E dentro desse agravamento das condições de trabalho não podemos deixar de referir o recurso às mais diversas formas de trabalho precário, de que são exemplo não só os contratos a termo, mas também os comummente designados “a recibo verde”, os contratados a empresas de trabalho temporário e o recurso a desempregados, neste caso designados por contratos de emprego de inserção.

Todos esses contratos têm uma característica comum, representando mão de obra barata e apetecível, sem compromissos de efetividade, à revelia dos princípios constitucionais consagrados, especialmente, nos artigos 53.º, 58.º e 59.º, da Lei Fundamental, e dos preceitos legais que regulam esta matéria.

Sendo irregulares é lamentável que persistam situações que deveriam ter sido regularizadas oportunamente, por exemplo através do chamado PREVPAP, instituído pela Lei 112/2017, apesar de esta lei não ter correspondido à plenitude das situações em apreço, ficando, mesmo assim, muito longe de ser respeitada.

Neste contexto, impõem-se novas medidas, que combatam eficazmente estes desmandos, em ordem a que os referidos preceitos constitucionais não sejam, na prática, palavras vãs, passados que estão quase 50 anos após a Revolução de Abril!

     
  TRIBUNAIS - ACÓRDÃO HISTÓRICO
É de saudar um recente Acórdão do Supremo Tribunal Administrativo, prolatado em 8 de Setembro de 2022, que, a propósito de um contrato a termo, julgado irregular, doutamente impôs a sua imediata conversão em contrato por tempo indeterminado.

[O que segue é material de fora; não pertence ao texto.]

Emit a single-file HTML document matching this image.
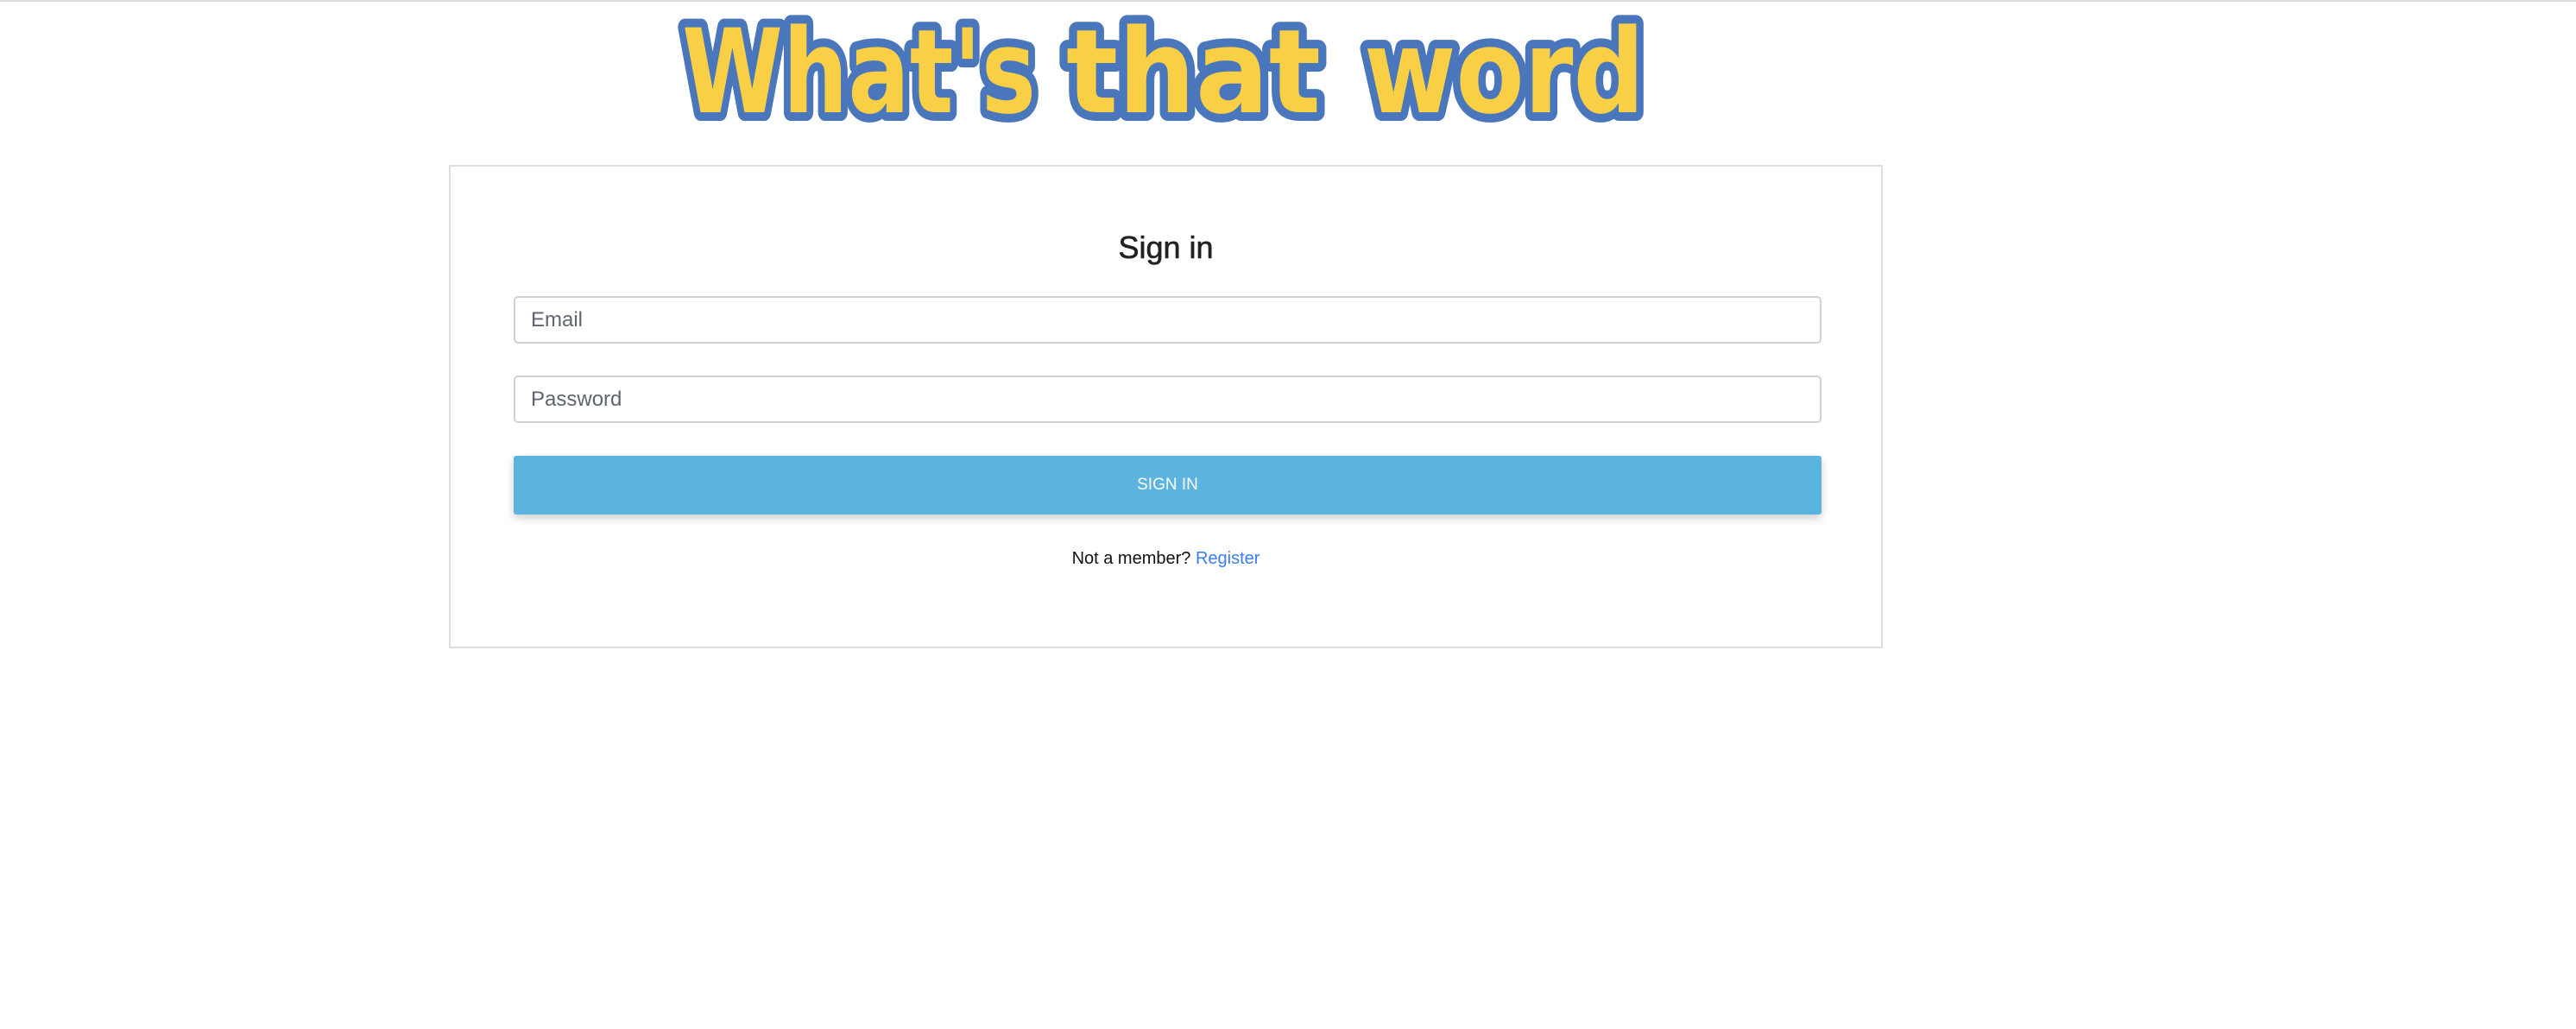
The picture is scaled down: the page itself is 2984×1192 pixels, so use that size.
<!DOCTYPE html>
<html><head><meta charset="utf-8"><style>
html,body{margin:0;padding:0;background:#fff;width:2984px;height:1192px;overflow:hidden;font-family:"Liberation Sans",Arial,sans-serif}
.topline{position:absolute;left:0;top:0;width:2984px;height:2px;background:#dcdcdf}
.card{position:absolute;left:520px;top:191px;width:1661px;height:560px;border:2px solid #dedede;box-sizing:border-box}
h1{position:absolute;left:520px;width:1661px;top:262px;margin:0;text-align:center;font-size:36px;font-weight:normal;color:#222;line-height:50px;-webkit-text-stroke:0.6px #222}
.inp{position:absolute;left:595px;width:1515px;height:55px;border:2px solid #ced1d6;border-radius:5px;box-sizing:border-box;color:#5e6570;font-size:24px;line-height:51px;padding-left:18px}
.btn{position:absolute;left:595px;top:528px;width:1515px;height:68px;background:#5bb3e0;border-radius:3px;box-shadow:0 4px 10px rgba(0,0,0,.2);color:#fff;text-align:center;font-size:19px;line-height:68px}
.note{position:absolute;left:520px;width:1661px;top:632px;text-align:center;font-size:20px;color:#111;line-height:30px}
.note span{color:#3b7bf6}
</style></head><body>
<div class="topline"></div>
<svg style="position:absolute;left:0;top:0" width="2984" height="180">
<g font-family="DejaVu Sans, sans-serif" font-weight="bold" font-size="135" fill="#f8cf45" stroke="#4a76bb" stroke-width="20" stroke-linejoin="round" style="paint-order:stroke">
<text x="790" y="130" textLength="410" lengthAdjust="spacingAndGlyphs">What's</text>
<text x="1235" y="130" textLength="295" lengthAdjust="spacingAndGlyphs">that</text>
<text x="1580" y="130" textLength="325" lengthAdjust="spacingAndGlyphs">word</text>
</g></svg>
<div class="card"></div>
<h1>Sign in</h1>
<div class="inp" style="top:343px">Email</div>
<div class="inp" style="top:435px">Password</div>
<div class="btn">SIGN IN</div>
<div class="note">Not a member? <span>Register</span></div>
</body></html>
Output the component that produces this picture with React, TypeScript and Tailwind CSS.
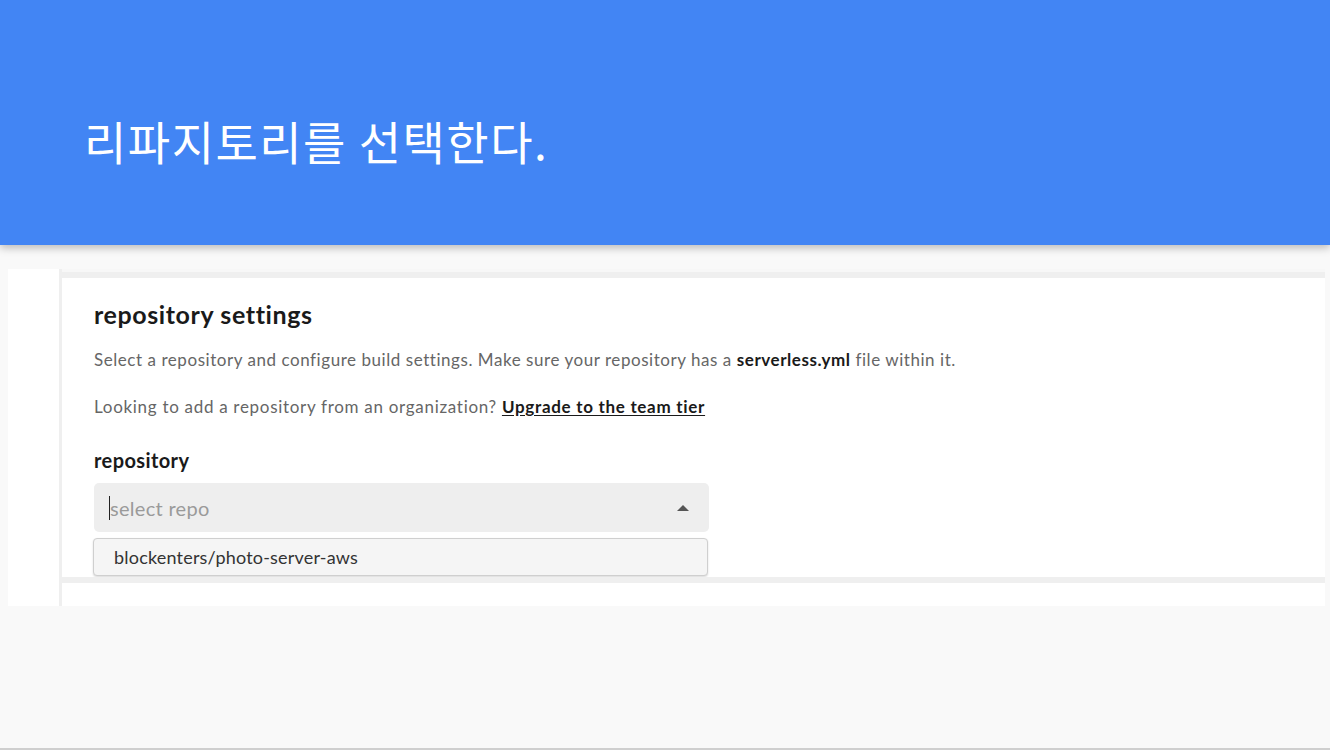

Trata-se, de facto, de um Acórdão histórico, assumindo a jurisprudência administrativa, pela primeira vez, o entendimento que tem sido profusamente acolhido pelos Tribunais do Trabalho. O nosso lema é, portanto, utilizar este mecanismo e todas as restantes medidas que se adequarem à erradicação das situações de precariedade, abusiva e profusamente utilizadas pelas entidades empregadoras. Lema que, naturalmente, continuaremos a perfilhar na luta pela justa valorização dos trabalhadores, pela recuperação das carreiras e profissões e pelos demais direitos que aos trabalhadores são devidos, inspirando-nos e exigindo a dignificação das condições de trabalho, consagradas na Constituição da República.